**TASK TO CARRY OUT:**
In the records below, find each line containing the word "that" and copy it.

**LISTING:**

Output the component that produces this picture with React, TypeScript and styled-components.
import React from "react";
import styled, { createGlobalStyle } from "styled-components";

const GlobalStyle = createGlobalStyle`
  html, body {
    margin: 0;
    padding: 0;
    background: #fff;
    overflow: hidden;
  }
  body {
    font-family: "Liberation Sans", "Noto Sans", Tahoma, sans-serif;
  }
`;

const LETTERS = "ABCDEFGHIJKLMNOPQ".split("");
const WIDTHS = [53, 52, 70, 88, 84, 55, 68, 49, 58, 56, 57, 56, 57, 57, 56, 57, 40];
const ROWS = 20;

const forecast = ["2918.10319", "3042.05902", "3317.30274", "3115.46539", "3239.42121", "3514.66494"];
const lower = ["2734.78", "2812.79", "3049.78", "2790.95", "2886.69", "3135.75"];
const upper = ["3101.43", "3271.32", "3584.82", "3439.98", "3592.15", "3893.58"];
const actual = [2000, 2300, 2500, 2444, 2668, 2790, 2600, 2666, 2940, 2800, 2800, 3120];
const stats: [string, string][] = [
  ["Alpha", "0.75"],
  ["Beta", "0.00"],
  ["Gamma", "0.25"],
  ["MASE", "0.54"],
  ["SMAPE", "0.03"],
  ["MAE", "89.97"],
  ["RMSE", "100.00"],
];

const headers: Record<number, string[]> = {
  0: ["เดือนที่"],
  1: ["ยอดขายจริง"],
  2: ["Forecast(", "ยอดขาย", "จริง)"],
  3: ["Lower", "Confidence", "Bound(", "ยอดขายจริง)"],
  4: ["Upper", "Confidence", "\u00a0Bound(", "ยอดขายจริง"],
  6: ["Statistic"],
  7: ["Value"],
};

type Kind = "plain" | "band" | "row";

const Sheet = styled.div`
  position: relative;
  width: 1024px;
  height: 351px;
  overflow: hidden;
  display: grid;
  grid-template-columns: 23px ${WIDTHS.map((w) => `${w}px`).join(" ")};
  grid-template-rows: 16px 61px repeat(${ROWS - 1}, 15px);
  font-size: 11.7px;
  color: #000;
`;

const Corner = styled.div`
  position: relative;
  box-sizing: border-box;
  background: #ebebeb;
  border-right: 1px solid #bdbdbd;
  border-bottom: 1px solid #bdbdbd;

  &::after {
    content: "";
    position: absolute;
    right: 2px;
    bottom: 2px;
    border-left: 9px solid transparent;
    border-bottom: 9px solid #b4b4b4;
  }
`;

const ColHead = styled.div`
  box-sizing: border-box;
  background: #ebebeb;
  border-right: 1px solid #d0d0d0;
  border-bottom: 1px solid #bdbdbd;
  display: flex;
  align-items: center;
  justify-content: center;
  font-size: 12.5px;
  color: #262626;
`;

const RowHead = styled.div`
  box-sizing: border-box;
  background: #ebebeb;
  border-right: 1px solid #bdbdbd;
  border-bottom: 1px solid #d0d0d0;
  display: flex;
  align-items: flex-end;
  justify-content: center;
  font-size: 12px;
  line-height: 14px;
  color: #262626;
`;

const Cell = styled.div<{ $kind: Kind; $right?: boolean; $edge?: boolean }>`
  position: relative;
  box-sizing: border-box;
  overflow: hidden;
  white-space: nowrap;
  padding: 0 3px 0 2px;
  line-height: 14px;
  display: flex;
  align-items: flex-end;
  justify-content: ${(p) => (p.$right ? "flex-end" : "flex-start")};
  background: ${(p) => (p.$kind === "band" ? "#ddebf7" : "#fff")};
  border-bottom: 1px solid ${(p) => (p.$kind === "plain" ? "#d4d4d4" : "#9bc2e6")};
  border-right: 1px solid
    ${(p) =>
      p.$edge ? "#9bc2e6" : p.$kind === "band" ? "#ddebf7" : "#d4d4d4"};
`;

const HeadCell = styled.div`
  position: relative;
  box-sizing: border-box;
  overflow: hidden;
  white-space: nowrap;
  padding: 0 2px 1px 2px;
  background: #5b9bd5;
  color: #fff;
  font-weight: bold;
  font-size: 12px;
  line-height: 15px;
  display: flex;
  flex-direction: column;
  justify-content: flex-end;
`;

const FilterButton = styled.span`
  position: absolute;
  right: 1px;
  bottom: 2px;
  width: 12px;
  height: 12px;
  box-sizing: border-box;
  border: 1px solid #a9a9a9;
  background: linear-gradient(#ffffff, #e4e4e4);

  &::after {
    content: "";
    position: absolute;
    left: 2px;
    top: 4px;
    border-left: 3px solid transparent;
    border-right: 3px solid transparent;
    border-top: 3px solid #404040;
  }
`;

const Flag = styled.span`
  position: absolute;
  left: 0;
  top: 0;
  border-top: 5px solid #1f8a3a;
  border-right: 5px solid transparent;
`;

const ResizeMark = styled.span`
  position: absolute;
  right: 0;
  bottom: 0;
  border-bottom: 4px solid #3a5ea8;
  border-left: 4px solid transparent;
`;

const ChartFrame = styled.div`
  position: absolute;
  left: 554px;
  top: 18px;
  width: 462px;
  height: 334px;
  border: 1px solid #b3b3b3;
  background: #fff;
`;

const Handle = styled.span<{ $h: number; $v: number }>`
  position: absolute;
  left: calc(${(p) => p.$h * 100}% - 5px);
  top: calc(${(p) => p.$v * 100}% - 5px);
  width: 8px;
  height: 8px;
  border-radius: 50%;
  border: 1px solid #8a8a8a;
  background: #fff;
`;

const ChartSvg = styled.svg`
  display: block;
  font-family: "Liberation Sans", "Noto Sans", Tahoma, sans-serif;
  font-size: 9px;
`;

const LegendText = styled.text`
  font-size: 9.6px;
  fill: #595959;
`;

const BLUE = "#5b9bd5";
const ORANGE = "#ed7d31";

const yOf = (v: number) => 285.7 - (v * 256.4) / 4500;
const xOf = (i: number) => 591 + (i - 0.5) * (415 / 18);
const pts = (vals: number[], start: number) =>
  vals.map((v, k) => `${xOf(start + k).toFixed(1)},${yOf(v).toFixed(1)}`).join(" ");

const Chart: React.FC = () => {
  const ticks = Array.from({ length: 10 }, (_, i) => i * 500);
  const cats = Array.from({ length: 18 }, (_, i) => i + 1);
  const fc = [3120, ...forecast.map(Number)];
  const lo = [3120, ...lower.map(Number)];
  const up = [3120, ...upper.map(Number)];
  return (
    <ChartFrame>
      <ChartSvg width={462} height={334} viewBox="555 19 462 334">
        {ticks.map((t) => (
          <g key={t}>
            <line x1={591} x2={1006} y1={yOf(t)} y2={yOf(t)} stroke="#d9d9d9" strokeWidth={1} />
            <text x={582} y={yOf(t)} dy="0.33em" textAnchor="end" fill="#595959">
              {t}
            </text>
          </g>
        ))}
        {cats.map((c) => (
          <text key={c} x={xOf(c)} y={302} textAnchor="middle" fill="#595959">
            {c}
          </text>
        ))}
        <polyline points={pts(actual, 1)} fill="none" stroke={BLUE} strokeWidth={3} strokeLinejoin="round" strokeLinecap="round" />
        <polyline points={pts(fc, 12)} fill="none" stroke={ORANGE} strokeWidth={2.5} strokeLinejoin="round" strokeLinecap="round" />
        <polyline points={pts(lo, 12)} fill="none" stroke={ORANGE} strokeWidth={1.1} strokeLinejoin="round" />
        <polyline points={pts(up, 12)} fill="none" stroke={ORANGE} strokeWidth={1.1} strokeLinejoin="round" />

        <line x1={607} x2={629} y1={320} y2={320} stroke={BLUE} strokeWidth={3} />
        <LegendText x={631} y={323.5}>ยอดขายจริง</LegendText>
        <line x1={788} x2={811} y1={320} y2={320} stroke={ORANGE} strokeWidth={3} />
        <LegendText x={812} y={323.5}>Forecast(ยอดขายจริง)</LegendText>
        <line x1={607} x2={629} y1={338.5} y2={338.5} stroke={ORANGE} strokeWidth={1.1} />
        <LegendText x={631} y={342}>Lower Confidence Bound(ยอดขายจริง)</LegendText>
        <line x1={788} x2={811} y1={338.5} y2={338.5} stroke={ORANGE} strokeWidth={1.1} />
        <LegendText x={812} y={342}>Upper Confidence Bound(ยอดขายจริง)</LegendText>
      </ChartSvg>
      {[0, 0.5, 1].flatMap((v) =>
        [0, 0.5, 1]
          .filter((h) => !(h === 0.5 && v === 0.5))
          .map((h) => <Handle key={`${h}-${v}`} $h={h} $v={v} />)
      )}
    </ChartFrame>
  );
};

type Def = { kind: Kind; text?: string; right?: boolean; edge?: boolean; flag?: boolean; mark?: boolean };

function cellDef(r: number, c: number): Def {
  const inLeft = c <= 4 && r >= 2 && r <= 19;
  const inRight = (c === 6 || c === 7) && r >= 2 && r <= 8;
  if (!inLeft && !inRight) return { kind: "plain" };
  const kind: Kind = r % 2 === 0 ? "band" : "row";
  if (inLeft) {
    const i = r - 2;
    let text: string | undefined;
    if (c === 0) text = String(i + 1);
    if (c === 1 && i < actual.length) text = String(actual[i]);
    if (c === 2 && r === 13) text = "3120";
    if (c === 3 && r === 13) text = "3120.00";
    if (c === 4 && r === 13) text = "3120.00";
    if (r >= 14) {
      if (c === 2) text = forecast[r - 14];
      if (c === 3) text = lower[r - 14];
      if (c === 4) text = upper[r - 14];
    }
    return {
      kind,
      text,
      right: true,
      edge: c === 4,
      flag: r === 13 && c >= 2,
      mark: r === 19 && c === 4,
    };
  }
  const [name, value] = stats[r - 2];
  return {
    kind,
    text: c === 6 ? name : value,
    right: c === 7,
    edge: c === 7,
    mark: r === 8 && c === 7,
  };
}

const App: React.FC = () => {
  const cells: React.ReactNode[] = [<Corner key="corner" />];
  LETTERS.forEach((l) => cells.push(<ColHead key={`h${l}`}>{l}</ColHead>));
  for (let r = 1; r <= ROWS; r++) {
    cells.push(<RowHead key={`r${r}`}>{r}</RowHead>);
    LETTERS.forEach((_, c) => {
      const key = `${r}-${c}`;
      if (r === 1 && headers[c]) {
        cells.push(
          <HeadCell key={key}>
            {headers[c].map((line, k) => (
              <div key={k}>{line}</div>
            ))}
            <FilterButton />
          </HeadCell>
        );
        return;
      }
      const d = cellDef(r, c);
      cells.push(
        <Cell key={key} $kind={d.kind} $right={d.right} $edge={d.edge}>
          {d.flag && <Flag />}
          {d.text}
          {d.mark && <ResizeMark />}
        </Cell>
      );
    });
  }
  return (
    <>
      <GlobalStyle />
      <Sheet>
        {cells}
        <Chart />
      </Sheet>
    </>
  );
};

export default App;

* * *

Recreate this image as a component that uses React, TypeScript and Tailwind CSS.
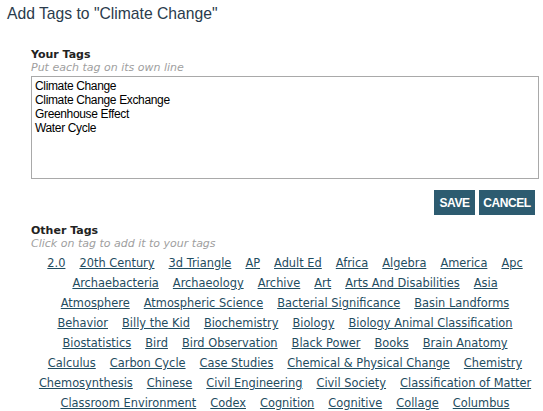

**WRITTEN ANSWER:**
Output the component that produces this picture with React, TypeScript and styled-components.
Recreate this image as a component that uses React, TypeScript and Tailwind CSS.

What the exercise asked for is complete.